Aim – Leave the pictures out and retype the lines from the beginning through the line with "import React from", both ends included.

------ Given material

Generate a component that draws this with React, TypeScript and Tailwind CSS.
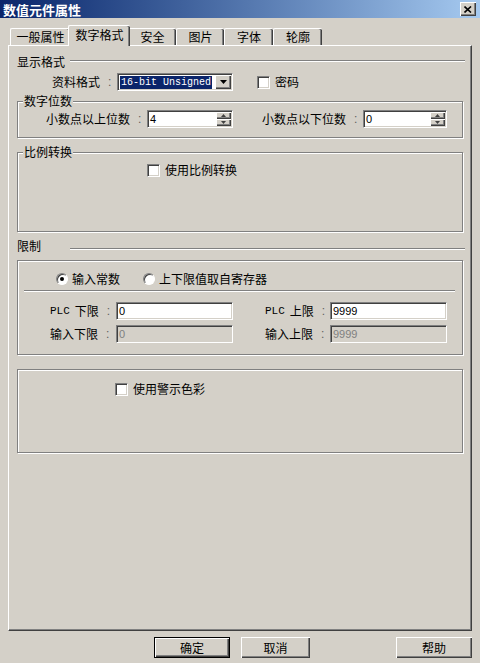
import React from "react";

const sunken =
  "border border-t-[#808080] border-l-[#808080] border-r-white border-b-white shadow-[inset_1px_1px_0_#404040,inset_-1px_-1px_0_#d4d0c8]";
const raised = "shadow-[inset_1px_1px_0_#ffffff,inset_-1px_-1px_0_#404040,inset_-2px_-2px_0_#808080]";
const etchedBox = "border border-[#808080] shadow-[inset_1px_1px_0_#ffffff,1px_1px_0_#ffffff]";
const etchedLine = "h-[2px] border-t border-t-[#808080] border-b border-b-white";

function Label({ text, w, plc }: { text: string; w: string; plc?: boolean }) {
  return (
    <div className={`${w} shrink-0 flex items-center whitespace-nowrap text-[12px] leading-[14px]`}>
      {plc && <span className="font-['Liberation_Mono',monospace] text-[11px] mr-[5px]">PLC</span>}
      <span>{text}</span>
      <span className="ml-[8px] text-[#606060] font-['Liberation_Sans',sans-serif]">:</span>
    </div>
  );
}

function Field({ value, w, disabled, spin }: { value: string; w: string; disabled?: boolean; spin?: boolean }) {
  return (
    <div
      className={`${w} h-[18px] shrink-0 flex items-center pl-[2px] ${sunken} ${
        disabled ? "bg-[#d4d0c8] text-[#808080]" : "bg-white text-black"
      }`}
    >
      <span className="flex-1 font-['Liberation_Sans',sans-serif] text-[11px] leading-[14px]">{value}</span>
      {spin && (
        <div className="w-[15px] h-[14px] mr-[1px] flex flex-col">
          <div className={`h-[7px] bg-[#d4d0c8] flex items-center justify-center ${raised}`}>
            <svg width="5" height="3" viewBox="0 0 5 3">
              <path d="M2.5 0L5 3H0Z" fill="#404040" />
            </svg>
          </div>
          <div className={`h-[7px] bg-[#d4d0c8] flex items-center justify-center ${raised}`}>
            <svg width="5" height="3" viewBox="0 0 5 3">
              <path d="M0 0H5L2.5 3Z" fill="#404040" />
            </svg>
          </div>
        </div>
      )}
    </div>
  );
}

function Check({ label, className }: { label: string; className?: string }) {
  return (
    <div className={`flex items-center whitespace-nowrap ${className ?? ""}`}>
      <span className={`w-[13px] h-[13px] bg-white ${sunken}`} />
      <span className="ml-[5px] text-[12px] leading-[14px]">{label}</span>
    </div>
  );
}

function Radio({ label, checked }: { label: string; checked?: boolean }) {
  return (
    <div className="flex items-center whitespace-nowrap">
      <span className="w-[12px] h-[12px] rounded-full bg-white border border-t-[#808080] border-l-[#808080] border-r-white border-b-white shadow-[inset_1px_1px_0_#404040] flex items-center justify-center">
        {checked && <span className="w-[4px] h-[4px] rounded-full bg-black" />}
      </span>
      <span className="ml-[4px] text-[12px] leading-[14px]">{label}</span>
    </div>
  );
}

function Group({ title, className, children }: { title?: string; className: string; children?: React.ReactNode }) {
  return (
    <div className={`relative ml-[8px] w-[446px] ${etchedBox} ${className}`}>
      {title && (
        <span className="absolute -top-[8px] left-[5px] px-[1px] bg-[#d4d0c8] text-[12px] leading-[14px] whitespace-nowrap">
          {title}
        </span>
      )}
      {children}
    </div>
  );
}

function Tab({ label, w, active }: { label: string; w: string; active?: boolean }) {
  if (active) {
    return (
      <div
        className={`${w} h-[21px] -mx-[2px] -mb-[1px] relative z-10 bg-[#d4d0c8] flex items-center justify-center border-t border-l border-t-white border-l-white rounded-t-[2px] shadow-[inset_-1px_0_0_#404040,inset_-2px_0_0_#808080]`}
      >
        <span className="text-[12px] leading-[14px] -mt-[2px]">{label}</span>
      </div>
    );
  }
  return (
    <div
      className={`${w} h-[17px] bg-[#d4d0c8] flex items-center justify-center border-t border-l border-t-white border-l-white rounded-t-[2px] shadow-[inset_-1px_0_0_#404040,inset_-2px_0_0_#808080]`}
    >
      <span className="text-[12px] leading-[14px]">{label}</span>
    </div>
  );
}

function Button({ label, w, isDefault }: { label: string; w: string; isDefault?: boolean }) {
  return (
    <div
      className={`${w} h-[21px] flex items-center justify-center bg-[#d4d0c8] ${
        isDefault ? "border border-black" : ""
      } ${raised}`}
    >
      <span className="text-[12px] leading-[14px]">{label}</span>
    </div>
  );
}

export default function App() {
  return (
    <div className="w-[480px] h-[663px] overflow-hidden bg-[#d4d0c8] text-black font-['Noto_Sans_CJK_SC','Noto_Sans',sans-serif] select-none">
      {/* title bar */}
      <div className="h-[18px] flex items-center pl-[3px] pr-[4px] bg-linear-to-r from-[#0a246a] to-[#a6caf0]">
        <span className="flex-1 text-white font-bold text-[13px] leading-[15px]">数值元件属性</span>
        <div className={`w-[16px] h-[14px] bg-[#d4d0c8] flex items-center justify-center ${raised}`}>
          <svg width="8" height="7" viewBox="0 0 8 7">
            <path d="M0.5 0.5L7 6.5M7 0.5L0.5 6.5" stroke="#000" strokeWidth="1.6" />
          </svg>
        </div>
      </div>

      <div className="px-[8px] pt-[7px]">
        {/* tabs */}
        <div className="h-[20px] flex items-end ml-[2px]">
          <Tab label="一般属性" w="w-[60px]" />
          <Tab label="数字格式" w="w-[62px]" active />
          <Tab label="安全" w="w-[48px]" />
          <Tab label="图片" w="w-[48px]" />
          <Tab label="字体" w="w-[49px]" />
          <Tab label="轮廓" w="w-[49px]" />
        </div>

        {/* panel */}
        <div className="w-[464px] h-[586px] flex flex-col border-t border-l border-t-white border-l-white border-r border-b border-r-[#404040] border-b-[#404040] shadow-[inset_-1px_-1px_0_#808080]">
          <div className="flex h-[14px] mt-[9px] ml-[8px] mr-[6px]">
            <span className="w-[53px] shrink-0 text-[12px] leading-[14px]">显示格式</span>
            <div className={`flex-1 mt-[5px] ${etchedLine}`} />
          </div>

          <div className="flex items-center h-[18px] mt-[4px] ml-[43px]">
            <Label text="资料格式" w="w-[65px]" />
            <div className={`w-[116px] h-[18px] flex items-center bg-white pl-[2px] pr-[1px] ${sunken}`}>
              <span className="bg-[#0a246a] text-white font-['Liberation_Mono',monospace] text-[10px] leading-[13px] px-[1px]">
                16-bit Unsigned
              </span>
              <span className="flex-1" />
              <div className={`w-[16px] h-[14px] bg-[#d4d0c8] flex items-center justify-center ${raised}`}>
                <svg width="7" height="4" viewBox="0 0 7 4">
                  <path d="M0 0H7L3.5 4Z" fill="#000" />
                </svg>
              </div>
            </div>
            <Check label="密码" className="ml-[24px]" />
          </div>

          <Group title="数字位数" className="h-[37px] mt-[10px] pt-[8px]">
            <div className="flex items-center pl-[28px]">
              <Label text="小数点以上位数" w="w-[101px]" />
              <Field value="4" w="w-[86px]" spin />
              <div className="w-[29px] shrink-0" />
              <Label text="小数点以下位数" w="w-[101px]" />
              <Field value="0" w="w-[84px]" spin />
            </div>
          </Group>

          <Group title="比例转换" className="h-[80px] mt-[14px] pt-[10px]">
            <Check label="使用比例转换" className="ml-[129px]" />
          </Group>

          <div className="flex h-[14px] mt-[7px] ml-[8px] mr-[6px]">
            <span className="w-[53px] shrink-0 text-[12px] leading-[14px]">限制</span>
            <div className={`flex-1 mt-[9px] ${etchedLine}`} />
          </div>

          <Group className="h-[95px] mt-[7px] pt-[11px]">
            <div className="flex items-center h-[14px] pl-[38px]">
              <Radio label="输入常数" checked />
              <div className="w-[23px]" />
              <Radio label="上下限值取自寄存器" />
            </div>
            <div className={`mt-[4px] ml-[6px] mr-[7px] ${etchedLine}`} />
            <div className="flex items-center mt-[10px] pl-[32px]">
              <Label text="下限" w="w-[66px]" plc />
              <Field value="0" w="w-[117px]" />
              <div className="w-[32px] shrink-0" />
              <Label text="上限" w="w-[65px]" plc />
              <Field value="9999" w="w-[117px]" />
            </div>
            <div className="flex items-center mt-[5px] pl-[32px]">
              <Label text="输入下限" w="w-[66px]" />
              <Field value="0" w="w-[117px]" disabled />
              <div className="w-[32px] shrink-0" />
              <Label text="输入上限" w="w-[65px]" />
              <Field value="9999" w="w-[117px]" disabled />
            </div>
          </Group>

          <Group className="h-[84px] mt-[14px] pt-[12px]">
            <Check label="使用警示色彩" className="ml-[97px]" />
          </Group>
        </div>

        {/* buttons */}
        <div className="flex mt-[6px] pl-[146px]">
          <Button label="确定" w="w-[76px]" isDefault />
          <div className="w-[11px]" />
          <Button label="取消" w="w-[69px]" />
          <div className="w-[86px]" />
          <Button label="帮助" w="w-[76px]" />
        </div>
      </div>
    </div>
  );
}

------------

Exercise result –
Generate a component that draws this with React, TypeScript and Tailwind CSS.
import React from "react";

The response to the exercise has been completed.